Over the past year I have met some amazing people through blogging and even though we are all very different people when it comes to age, gender, rearing, religion or writing style the common thread is that we all enjoy supporting one another’s achievements. I have met two wonderful gals outside of our little virtual world, Trayce and Bridgete, and I suspect that everyone else is just as fantastic as these two gals because, frankly, I do not surround myself with people who suck. (Yes, I stole that line from my sister but it is rare she finds time to read my blog anyway so it is likely she will never know it. And if you do, thanks Wendy.)

One new friend, Rose, was so generous recently and sent me this beautiful Christmas ornament that she hand painted just because, what a thoughtful gift! I do not have a tree so it is dangling from my candle holder instead.


Ginger was kind enough to mail me a box of henna hair color after I mentioned thinking about giving it a try (I am still a chicken right now but someday…).

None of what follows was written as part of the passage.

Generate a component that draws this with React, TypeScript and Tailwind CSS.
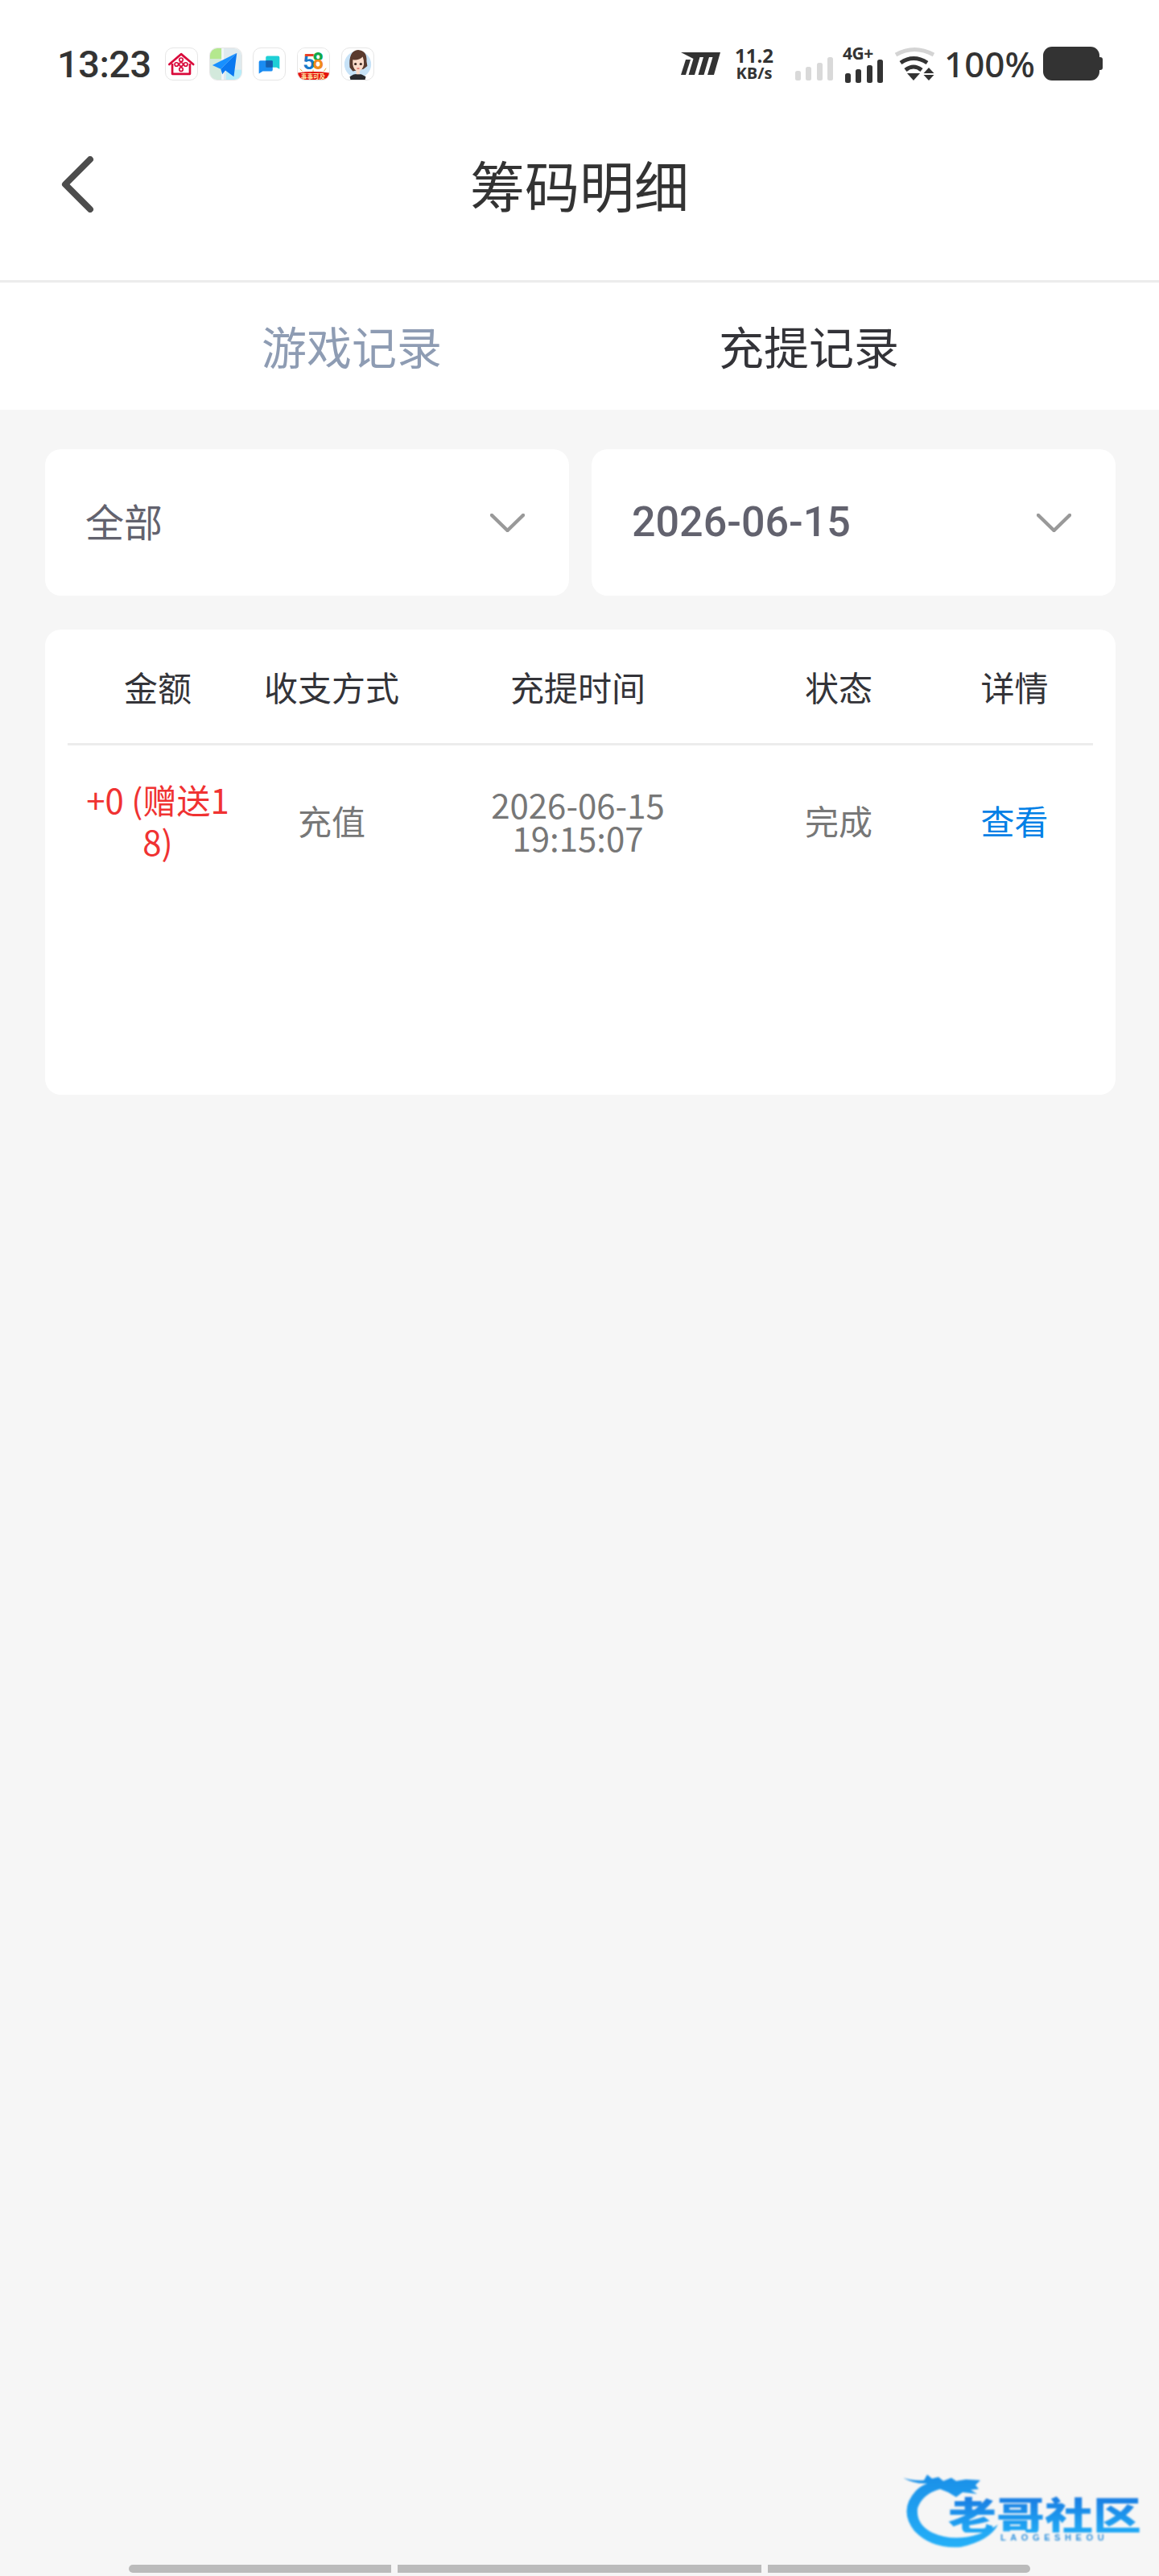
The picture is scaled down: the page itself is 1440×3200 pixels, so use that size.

I do not know what the future holds but I do know that this coming year is sure to be full of great times and adventures, family, best friends, writing, selling, new friends, creativity and exploration but most of all a heaping pile of gratitude for how far I have already come. Ringing in 2009 in two short days I plan to toast to new adventures and amazing success for everyone I know and love. Have a safe and happy New Year everyone.